- EXERCISE DESCRIPTION: Copy out the data exactly, leaving the pictures behind.

- DATA LINES:
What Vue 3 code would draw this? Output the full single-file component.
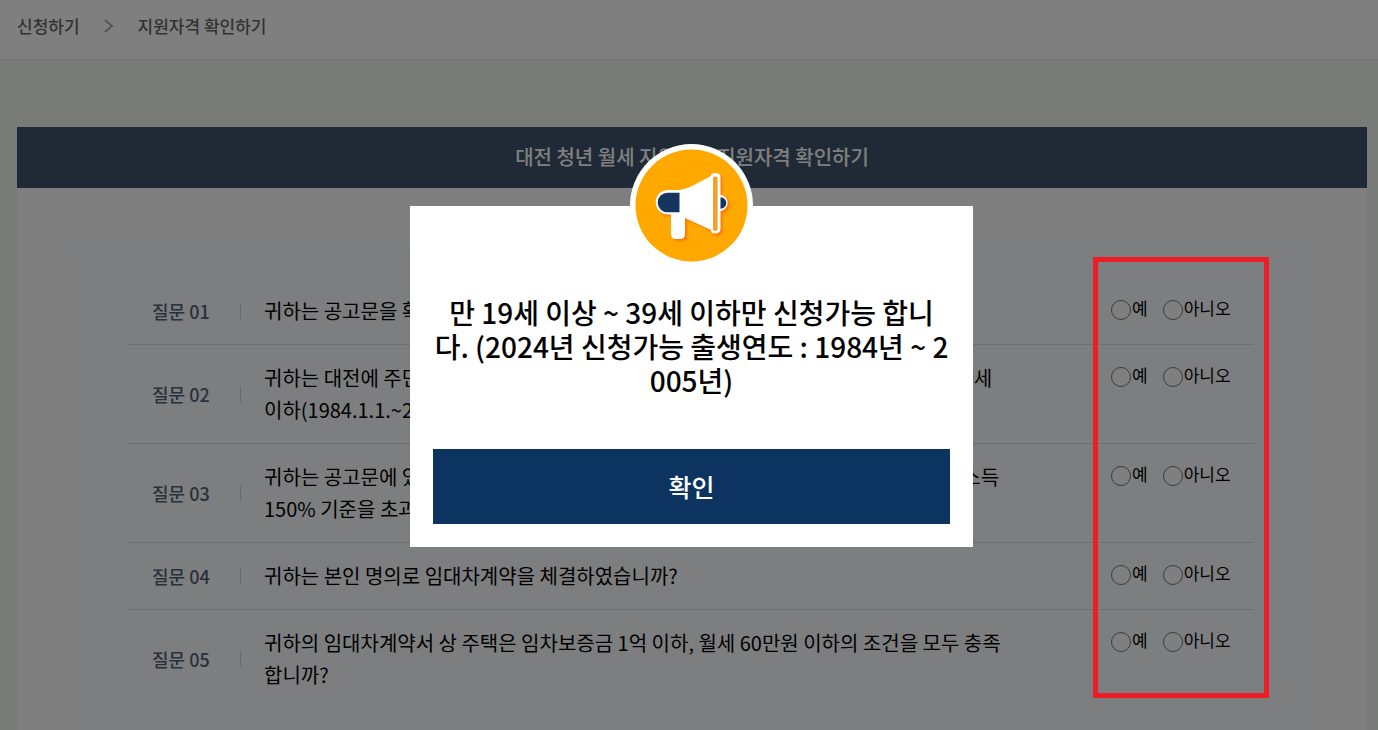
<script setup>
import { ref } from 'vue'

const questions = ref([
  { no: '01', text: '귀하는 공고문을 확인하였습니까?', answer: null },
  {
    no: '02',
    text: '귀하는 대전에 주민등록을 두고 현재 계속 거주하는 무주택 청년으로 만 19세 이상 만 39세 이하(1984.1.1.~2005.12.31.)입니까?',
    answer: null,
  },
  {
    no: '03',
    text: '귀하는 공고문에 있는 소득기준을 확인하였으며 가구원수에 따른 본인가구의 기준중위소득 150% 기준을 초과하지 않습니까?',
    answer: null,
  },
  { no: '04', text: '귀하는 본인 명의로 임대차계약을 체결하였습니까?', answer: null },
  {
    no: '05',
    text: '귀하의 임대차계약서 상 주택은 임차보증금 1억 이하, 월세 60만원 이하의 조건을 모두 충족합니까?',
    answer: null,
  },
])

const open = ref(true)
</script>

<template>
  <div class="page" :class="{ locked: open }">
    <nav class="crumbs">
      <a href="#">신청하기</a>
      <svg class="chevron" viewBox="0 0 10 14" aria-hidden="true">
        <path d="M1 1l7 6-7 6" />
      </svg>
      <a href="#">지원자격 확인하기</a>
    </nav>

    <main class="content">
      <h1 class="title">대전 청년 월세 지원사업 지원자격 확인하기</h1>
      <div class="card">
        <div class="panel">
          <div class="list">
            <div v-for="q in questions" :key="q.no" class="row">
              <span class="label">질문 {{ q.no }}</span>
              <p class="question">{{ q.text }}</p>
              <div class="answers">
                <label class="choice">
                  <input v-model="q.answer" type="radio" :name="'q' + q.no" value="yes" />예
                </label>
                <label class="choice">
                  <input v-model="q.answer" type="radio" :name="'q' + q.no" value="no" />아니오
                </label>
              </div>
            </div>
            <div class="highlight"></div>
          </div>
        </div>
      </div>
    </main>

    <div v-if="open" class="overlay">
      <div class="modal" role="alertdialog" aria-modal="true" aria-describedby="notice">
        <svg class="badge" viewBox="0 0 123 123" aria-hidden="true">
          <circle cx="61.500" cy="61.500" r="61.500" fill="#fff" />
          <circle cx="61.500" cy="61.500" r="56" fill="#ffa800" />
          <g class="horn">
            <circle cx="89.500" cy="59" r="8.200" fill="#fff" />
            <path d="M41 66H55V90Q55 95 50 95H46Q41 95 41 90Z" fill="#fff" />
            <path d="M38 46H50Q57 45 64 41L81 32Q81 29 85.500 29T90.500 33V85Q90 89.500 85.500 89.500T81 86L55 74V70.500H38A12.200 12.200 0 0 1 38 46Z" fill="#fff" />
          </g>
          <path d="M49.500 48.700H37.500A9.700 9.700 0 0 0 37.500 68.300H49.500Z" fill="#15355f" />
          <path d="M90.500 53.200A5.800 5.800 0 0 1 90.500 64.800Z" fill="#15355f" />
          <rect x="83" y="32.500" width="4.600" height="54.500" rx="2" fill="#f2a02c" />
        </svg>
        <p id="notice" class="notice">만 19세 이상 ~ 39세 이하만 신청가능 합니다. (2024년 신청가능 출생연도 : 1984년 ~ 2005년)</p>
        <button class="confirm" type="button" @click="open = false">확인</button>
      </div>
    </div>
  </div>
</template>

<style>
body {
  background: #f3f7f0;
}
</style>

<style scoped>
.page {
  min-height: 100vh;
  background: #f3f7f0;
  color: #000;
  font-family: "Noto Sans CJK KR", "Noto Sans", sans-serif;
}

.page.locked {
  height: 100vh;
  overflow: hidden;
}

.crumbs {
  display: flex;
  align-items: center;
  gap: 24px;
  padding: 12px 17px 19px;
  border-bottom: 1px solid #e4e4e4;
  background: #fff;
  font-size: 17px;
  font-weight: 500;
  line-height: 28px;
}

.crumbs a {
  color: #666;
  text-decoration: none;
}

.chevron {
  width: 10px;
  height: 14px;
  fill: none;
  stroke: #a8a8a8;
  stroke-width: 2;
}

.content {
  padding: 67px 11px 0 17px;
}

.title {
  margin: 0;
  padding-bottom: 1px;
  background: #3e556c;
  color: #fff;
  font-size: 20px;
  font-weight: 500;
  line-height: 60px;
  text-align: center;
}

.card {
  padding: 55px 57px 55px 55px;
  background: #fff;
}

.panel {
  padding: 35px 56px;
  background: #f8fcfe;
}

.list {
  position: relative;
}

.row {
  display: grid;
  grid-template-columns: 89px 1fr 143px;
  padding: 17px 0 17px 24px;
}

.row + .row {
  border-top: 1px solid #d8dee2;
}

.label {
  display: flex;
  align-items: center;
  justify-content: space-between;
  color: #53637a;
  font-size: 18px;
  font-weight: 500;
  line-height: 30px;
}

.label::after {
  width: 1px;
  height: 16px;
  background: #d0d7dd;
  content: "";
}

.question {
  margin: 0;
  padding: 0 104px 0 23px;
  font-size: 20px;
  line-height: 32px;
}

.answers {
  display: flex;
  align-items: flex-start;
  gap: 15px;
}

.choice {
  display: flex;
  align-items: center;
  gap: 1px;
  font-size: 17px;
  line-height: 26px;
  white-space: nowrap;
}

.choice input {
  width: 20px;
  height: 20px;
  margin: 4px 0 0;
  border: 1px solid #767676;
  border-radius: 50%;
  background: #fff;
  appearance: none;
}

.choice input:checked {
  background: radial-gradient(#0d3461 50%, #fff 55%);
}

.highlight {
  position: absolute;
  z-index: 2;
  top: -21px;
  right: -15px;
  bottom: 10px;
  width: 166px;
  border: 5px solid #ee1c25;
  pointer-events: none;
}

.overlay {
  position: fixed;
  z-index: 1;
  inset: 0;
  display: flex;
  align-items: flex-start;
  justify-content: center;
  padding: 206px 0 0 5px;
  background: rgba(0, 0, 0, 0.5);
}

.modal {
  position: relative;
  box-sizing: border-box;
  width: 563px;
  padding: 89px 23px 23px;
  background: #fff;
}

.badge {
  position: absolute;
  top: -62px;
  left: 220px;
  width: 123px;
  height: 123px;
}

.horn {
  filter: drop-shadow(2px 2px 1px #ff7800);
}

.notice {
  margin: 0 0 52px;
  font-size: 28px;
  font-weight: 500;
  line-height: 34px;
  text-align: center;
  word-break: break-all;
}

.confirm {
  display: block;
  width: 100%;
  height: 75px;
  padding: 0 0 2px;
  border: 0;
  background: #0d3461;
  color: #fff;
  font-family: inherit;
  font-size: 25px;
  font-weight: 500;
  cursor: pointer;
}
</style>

- THE REPLY:
What Vue 3 code would draw this? Output the full single-file component.
<script setup>
import { ref } from 'vue'

const questions = ref([
  { no: '01', text: '귀하는 공고문을 확인하였습니까?', answer: null },
  {
    no: '02',
    text: '귀하는 대전에 주민등록을 두고 현재 계속 거주하는 무주택 청년으로 만 19세 이상 만 39세 이하(1984.1.1.~2005.12.31.)입니까?',
    answer: null,
  },
  {
    no: '03',
    text: '귀하는 공고문에 있는 소득기준을 확인하였으며 가구원수에 따른 본인가구의 기준중위소득 150% 기준을 초과하지 않습니까?',
    answer: null,
  },
  { no: '04', text: '귀하는 본인 명의로 임대차계약을 체결하였습니까?', answer: null },
  {
    no: '05',
    text: '귀하의 임대차계약서 상 주택은 임차보증금 1억 이하, 월세 60만원 이하의 조건을 모두 충족합니까?',
    answer: null,
  },
])

const open = ref(true)
</script>

<template>
  <div class="page" :class="{ locked: open }">
    <nav class="crumbs">
      <a href="#">신청하기</a>
      <svg class="chevron" viewBox="0 0 10 14" aria-hidden="true">
        <path d="M1 1l7 6-7 6" />
      </svg>
      <a href="#">지원자격 확인하기</a>
    </nav>

    <main class="content">
      <h1 class="title">대전 청년 월세 지원사업 지원자격 확인하기</h1>
      <div class="card">
        <div class="panel">
          <div class="list">
            <div v-for="q in questions" :key="q.no" class="row">
              <span class="label">질문 {{ q.no }}</span>
              <p class="question">{{ q.text }}</p>
              <div class="answers">
                <label class="choice">
                  <input v-model="q.answer" type="radio" :name="'q' + q.no" value="yes" />예
                </label>
                <label class="choice">
                  <input v-model="q.answer" type="radio" :name="'q' + q.no" value="no" />아니오
                </label>
              </div>
            </div>
            <div class="highlight"></div>
          </div>
        </div>
      </div>
    </main>

    <div v-if="open" class="overlay">
      <div class="modal" role="alertdialog" aria-modal="true" aria-describedby="notice">
        <svg class="badge" viewBox="0 0 123 123" aria-hidden="true">
          <circle cx="61.500" cy="61.500" r="61.500" fill="#fff" />
          <circle cx="61.500" cy="61.500" r="56" fill="#ffa800" />
          <g class="horn">
            <circle cx="89.500" cy="59" r="8.200" fill="#fff" />
            <path d="M41 66H55V90Q55 95 50 95H46Q41 95 41 90Z" fill="#fff" />
            <path d="M38 46H50Q57 45 64 41L81 32Q81 29 85.500 29T90.500 33V85Q90 89.500 85.500 89.500T81 86L55 74V70.500H38A12.200 12.200 0 0 1 38 46Z" fill="#fff" />
          </g>
          <path d="M49.500 48.700H37.500A9.700 9.700 0 0 0 37.500 68.300H49.500Z" fill="#15355f" />
          <path d="M90.500 53.200A5.800 5.800 0 0 1 90.500 64.800Z" fill="#15355f" />
          <rect x="83" y="32.500" width="4.600" height="54.500" rx="2" fill="#f2a02c" />
        </svg>
        <p id="notice" class="notice">만 19세 이상 ~ 39세 이하만 신청가능 합니다. (2024년 신청가능 출생연도 : 1984년 ~ 2005년)</p>
        <button class="confirm" type="button" @click="open = false">확인</button>
      </div>
    </div>
  </div>
</template>

<style>
body {
  background: #f3f7f0;
}
</style>

<style scoped>
.page {
  min-height: 100vh;
  background: #f3f7f0;
  color: #000;
  font-family: "Noto Sans CJK KR", "Noto Sans", sans-serif;
}

.page.locked {
  height: 100vh;
  overflow: hidden;
}

.crumbs {
  display: flex;
  align-items: center;
  gap: 24px;
  padding: 12px 17px 19px;
  border-bottom: 1px solid #e4e4e4;
  background: #fff;
  font-size: 17px;
  font-weight: 500;
  line-height: 28px;
}

.crumbs a {
  color: #666;
  text-decoration: none;
}

.chevron {
  width: 10px;
  height: 14px;
  fill: none;
  stroke: #a8a8a8;
  stroke-width: 2;
}

.content {
  padding: 67px 11px 0 17px;
}

.title {
  margin: 0;
  padding-bottom: 1px;
  background: #3e556c;
  color: #fff;
  font-size: 20px;
  font-weight: 500;
  line-height: 60px;
  text-align: center;
}

.card {
  padding: 55px 57px 55px 55px;
  background: #fff;
}

.panel {
  padding: 35px 56px;
  background: #f8fcfe;
}

.list {
  position: relative;
}

.row {
  display: grid;
  grid-template-columns: 89px 1fr 143px;
  padding: 17px 0 17px 24px;
}

.row + .row {
  border-top: 1px solid #d8dee2;
}

.label {
  display: flex;
  align-items: center;
  justify-content: space-between;
  color: #53637a;
  font-size: 18px;
  font-weight: 500;
  line-height: 30px;
}

.label::after {
  width: 1px;
  height: 16px;
  background: #d0d7dd;
  content: "";
}

.question {
  margin: 0;
  padding: 0 104px 0 23px;
  font-size: 20px;
  line-height: 32px;
}

.answers {
  display: flex;
  align-items: flex-start;
  gap: 15px;
}

.choice {
  display: flex;
  align-items: center;
  gap: 1px;
  font-size: 17px;
  line-height: 26px;
  white-space: nowrap;
}

.choice input {
  width: 20px;
  height: 20px;
  margin: 4px 0 0;
  border: 1px solid #767676;
  border-radius: 50%;
  background: #fff;
  appearance: none;
}

.choice input:checked {
  background: radial-gradient(#0d3461 50%, #fff 55%);
}

.highlight {
  position: absolute;
  z-index: 2;
  top: -21px;
  right: -15px;
  bottom: 10px;
  width: 166px;
  border: 5px solid #ee1c25;
  pointer-events: none;
}

.overlay {
  position: fixed;
  z-index: 1;
  inset: 0;
  display: flex;
  align-items: flex-start;
  justify-content: center;
  padding: 206px 0 0 5px;
  background: rgba(0, 0, 0, 0.5);
}

.modal {
  position: relative;
  box-sizing: border-box;
  width: 563px;
  padding: 89px 23px 23px;
  background: #fff;
}

.badge {
  position: absolute;
  top: -62px;
  left: 220px;
  width: 123px;
  height: 123px;
}

.horn {
  filter: drop-shadow(2px 2px 1px #ff7800);
}

.notice {
  margin: 0 0 52px;
  font-size: 28px;
  font-weight: 500;
  line-height: 34px;
  text-align: center;
  word-break: break-all;
}

.confirm {
  display: block;
  width: 100%;
  height: 75px;
  padding: 0 0 2px;
  border: 0;
  background: #0d3461;
  color: #fff;
  font-family: inherit;
  font-size: 25px;
  font-weight: 500;
  cursor: pointer;
}
</style>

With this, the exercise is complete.